宮崎「考えてみれば、先ほど眠ってる間は意識がない、通常の意味でいうと途絶えてますよね。意識っていうのが常に行動の後付けであるならば、《意識》って連続したものではなくてものすごい短い時間に明滅してる、そういう存在であると言えるかもしれない・・・


養老「そうですよ、ホタルの光みたいなもんです。意識のもった一番大きな、人間の意識ですけどね、機能のひとつは、僕は“同じ”って機能だと思います。“同じ”ってものが意識の中に据え付けられてますから、そうすると戻ってくるたびに意識の中にある記憶は全部“同じ私”なんです。だから《私》って言葉はむしろいらないんですよ。“同じ”って働きがあれば意識は常に「自分は同じだよ」と言っている。この年になるとしみじみわかるんですよ。何故かって言うと、年取って目は見えないし、いろいろ具合は悪いし、随分以前とは違っているにもかかわらず、意識の方はなんて言ってるかというと「同じ私」って言っているんですよ」

おそらく《意識》自体は明滅してるもので、それに連続性を与えてるのが《記憶》なんだろうな。

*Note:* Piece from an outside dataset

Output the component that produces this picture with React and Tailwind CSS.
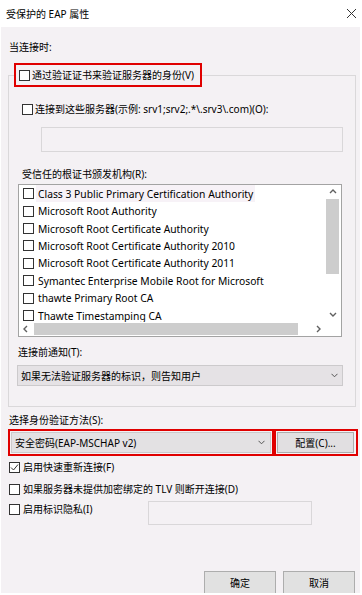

この番組はBS-TBSだけど、NHK-BS1で6年前に放送された『夫には7妙の記憶しかない――イギリス 元・指揮者と妻の20年(原題:The Man with the 7 second Memory BBC制作)』というドキュメンタリーでは、新しい出来事がまったく記憶できず常に長い眠りから覚めたような感覚が抜けないでいる男性が、ノートに「I AM AWAKE(私は目覚めた)」と書いてはしばらくするとそれが現実に思えず消してはまた「I AM AWAKE(私は目覚めた)」「I AM NOW AWAKE(私はいま目覚めた)」と1日に何度も書き記したノートなども出てきて、連続した記憶を持つことができない状況ってのがどれぐらい孤独で過酷なもので、その最悪な状況にいかに適応していったのかをとらえた貴重なドキュメンタリーなんで、万が一再放送される機会があったら是非見てみてください。